Она опоздала. Если бы набралась храбрости раньше… Но раньше она не верила Зинаиде, раньше она была дурой, аспиранткой, дочерью своих родителей, которые любовью и опекой затянули ее детство на очень долгие годы.
— Вот и хорошо, что не знали, — сказала она, смахивая пальцем слезы, отвернувшись от него.
— Плохо, Анечка.
— Вам плохо там, куда вы вернулись?
— Мне везде плохо. Я, если сказать правду, плохой человек. Я не должен был возвращаться. Не должен бы и сейчас с вами разговаривать. Вы наивный и смешной человек, Анна Антоновна, вы верите, что равнодушие можно исцелить, что это болезнь, а не опыт души.
— Вы о себе или вообще о равнодушии? — Анечку ранили слова «наивный и смешной человек». Что наивного и смешного в ее любви? И совсем уж ничего наивного нет в ее желании бороться с равнодушием.

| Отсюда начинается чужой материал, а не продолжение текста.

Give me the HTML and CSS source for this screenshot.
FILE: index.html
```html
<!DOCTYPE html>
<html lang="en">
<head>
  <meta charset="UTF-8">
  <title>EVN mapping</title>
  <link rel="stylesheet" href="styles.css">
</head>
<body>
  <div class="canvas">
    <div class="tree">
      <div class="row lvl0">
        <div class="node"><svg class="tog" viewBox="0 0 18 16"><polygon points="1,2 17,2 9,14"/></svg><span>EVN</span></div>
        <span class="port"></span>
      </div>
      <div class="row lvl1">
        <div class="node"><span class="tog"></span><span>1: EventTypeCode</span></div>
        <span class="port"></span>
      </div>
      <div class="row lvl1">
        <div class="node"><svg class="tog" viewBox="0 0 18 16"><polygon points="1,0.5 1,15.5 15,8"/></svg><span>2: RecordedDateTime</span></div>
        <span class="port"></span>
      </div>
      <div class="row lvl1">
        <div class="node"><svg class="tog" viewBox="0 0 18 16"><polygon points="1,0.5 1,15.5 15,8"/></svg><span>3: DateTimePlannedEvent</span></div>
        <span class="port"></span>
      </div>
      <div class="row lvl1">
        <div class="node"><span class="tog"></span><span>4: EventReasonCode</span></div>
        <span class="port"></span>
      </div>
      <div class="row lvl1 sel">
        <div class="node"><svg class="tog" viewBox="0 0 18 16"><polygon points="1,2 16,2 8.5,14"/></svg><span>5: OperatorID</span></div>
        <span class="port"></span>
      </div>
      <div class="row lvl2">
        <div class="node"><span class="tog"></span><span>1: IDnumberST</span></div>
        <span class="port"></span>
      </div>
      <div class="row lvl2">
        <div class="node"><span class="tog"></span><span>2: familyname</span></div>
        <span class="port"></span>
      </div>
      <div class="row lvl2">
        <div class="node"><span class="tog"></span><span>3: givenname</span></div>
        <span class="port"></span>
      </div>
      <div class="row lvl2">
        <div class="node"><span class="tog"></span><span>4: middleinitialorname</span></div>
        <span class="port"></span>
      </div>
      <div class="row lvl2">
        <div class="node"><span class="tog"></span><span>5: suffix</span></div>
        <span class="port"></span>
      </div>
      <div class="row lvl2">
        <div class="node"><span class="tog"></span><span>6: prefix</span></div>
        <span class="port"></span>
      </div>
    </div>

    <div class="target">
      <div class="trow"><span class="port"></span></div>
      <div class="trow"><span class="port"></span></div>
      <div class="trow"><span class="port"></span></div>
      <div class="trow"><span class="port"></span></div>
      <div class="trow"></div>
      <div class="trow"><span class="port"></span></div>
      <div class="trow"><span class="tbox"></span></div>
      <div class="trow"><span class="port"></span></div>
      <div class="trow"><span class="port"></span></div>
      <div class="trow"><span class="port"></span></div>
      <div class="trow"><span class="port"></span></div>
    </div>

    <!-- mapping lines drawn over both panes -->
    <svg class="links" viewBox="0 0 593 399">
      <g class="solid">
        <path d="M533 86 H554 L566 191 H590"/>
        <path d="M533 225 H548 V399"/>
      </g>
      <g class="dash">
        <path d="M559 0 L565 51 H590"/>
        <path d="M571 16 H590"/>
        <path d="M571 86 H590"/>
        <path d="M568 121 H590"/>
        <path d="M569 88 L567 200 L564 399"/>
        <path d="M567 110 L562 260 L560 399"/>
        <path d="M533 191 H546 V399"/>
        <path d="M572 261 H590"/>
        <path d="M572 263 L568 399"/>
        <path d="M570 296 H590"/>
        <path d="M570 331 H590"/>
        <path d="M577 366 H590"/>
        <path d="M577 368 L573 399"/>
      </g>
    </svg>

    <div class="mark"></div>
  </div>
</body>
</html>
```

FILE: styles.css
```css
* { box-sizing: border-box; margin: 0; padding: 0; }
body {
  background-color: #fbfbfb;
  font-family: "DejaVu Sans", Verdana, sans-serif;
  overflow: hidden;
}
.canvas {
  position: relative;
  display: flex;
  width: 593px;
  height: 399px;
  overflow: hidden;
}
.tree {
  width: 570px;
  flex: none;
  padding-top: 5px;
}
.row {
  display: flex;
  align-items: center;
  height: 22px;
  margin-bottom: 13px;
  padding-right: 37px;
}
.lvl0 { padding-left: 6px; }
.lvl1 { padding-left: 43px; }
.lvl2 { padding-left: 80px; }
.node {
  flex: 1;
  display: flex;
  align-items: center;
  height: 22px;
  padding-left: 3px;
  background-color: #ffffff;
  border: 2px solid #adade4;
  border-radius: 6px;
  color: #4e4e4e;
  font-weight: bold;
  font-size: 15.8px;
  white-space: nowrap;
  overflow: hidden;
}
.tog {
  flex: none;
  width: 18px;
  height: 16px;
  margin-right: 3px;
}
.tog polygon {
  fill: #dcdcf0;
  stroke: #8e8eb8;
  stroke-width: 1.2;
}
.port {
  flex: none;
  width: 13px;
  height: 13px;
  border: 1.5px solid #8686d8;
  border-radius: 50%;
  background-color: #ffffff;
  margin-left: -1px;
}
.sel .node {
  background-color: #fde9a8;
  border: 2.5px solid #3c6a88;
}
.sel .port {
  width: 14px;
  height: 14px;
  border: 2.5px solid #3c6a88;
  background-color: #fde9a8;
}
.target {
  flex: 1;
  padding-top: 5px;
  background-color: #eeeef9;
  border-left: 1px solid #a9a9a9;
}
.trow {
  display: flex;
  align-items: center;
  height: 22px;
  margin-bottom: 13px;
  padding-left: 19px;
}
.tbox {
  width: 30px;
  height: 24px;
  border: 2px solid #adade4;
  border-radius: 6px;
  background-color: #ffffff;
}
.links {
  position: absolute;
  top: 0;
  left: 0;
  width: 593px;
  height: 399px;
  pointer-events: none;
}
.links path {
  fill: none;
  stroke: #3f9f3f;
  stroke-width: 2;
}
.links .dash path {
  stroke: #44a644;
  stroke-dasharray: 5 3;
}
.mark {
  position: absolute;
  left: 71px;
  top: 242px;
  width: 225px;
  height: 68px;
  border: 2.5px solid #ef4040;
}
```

— О себе и вообще. Сухарный цех будет работать нормально, когда ему спустят жесткий план. Тогда и директор, и я, и Доля не будем мучить друг друга. А пока у сухарного цеха особый период. Междуцарствие — между экспериментом и четкой работой. Вы должны понять, Анна Антоновна, что эксперимент этот длится не во имя науки. Просто не оснащен цех до конца, много чего не хватает, отсюда и брак и расстройство. Кстати, эту рамку для резки сухарей, которую вы приносили директору, вообще никому не надо было показывать. Чтобы из-под нее не выходил брак, ее надо выбросить.

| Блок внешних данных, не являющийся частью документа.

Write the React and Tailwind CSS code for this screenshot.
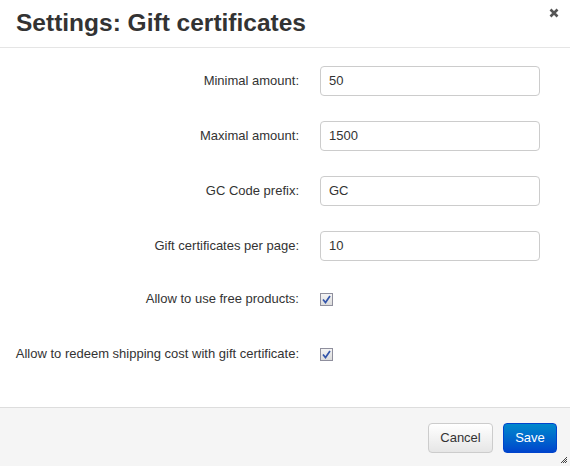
const fields = [
  { label: 'Minimal amount:', value: '50' },
  { label: 'Maximal amount:', value: '1500' },
  { label: 'GC Code prefix:', value: 'GC' },
  { label: 'Gift certificates per page:', value: '10' },
];

const checks = [
  { label: 'Allow to use free products:' },
  { label: 'Allow to redeem shipping cost with gift certificate:' },
];

const CheckBox = () => (
  <span className="w-[13px] h-[13px] border border-[#8f8f9d] bg-gradient-to-b from-[#f4f4f4] to-[#dcdcdc] flex items-center justify-center">
    <svg width="9" height="9" viewBox="0 0 9 9">
      <path d="M1 4.5 L3.5 7.5 L8 1" fill="none" stroke="#3355aa" strokeWidth="1.7" />
    </svg>
  </span>
);

export default function App() {
  return (
    <div className="w-[570px] h-[466px] bg-white flex flex-col relative font-['Liberation_Sans',Arial,sans-serif] text-[#333]">
      <div className="h-[48px] border-b border-[#e5e5e5] flex items-start px-[16px] pt-[7px] relative">
        <h1 className="text-[24.5px] font-bold leading-[32px] text-[#333]">Settings: Gift certificates</h1>
        <svg className="absolute right-[11px] top-[8px]" width="10" height="10" viewBox="0 0 10 10">
          <path d="M1.5 1.5 L8.5 8.5 M8.5 1.5 L1.5 8.5" stroke="#555" strokeWidth="2.6" />
        </svg>
      </div>

      <div className="flex-1 flex flex-col pt-[18px]">
        {fields.map((f) => (
          <div key={f.label} className="flex items-center h-[30px] mb-[25px]">
            <label className="w-[300px] pr-[1px] text-right text-[13px]">{f.label}</label>
            <div className="ml-[20px] w-[220px] h-[30px] border border-[#ccc] rounded-[4px] flex items-center px-[8px] text-[13px] text-[#333]">
              {f.value}
            </div>
          </div>
        ))}
        {checks.map((c, i) => (
          <div key={c.label} className={`flex items-center h-[30px] ${i === 0 ? '-mt-[2px] mb-[25px]' : ''}`}>
            <label className="w-[300px] pr-[1px] text-right text-[13px]">{c.label}</label>
            <div className="ml-[20px] flex items-center">
              <CheckBox />
            </div>
          </div>
        ))}
      </div>

      <div className="h-[59px] border-t border-[#ddd] bg-[#f5f5f5] flex justify-end items-start pt-[15px] pr-[13px] gap-[10px]">
        <button className="w-[65px] h-[30px] rounded-[4px] border border-[#ccc] bg-gradient-to-b from-white to-[#e6e6e6] text-[13px] text-[#333]">
          Cancel
        </button>
        <button className="w-[54px] h-[30px] rounded-[4px] border border-[#04c] bg-gradient-to-b from-[#08c] to-[#04c] text-[13px] text-white">
          Save
        </button>
        <svg className="absolute right-[2px] bottom-[2px]" width="8" height="8" viewBox="0 0 8 8">
          <path d="M7 1 L1 7 M7 3 L3 7 M7 5 L5 7" stroke="#444" strokeWidth="1" />
        </svg>
      </div>
    </div>
  );
}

— И все об этом знают? — Анечка была ему благодарна, что он перешел на производственные дела. — Почему же тогда терзают Долю и делают вид, что можно что-то исправить?
Костин прикусил язык: зря он этой пичуге взялся объяснять то, что в объяснениях не нуждается. Встанет на следующей планерке и начнет бороться с равнодушием, цитируя главного инженера.
— Понимаете, Анна Антоновна, люди не делают вида, они действительно что-то пытаются отладить, исправить. План-то сухарному цеху спущен, он не выполняется, но его стремятся выполнить. Все новое рождается в муках. Наш новый цех не исключение.
Анечка слушала, слезы высохли; она еще обо всем этом подумает.
— Больше не будете плакать? — спросил Костин, и на лице у него появилось отечески-ласковое выражение.
— А вам что за печаль, Арнольд Викторович, от моих слез? — Анечка уже спокойно глядела ему в лицо. — Вас они взбодрили? Польстили вашему мужскому самолюбию? Очень жаль, Арнольд Викторович, что вы плохой человек.
В этот вечер Семен Владимирович Доля не пошел домой. В последние месяцы он, как двоечник после длинного и унизительного школьного дня, вырывался из цеха и, пока стоял в толпе на остановке трамвая, пока шел к своему дому на окраинной улице, постепенно обретал себя. Дом он свой любил. Его было за что любить, хотя более нелепого на вид дома не было на их улице. После войны мать купила в деревне сруб, перевезла на эту улицу, и они год прожили в доме без окон, без крыльца и пола. Потом на них свалилась удача: незарегистрированный брак матери с его отцом был признан действительным, и в военкомате сразу за четыре военных года и два послевоенных выплатили пенсию, причитавшуюся сыну погибшего старшего лейтенанта Владимира Доли. Они тогда все эти большие деньги пустили на дом. Над срубом появился второй этаж, к нему с улицы вела лестница в тридцать одну ступеньку. Поставили сарай, зацементировали под ним погреб. Деньги еще оставались, и сосед-краснодеревщик вызвался соорудить террасу. Ничего такого он в своей жизни не строил и, конечно, накуролесил. По бокам два шпиля, окна круглые, как иллюминаторы, и рядом с большим — маленькое крылечко, как сходни с корабля, узкое, с цепями вместо перил.
Покончили с домом, жить бы в нем, радоваться, а мать не радовалась. Приходила с работы, садилась за стол и глядела неподвижными глазами перед собой. Семен тогда учился в шестом классе, был шустрым, непоседливым, с душевной устремленностью везде поспеть, ничего не упустить. В школе он притихал, так как учился средненько и скатываться в отстающие не хотел. Хорошее, поведение на уроках и сговорчивый нрав выручали: учителя ставили ему тройки, никогда не поминали его в числе тех, кто позорит и тащит назад класс. Зато на улице он наверстывал; тут уж он был если не заводила всех громких дел, то верный комиссар, адъютант и разведчик при заводиле.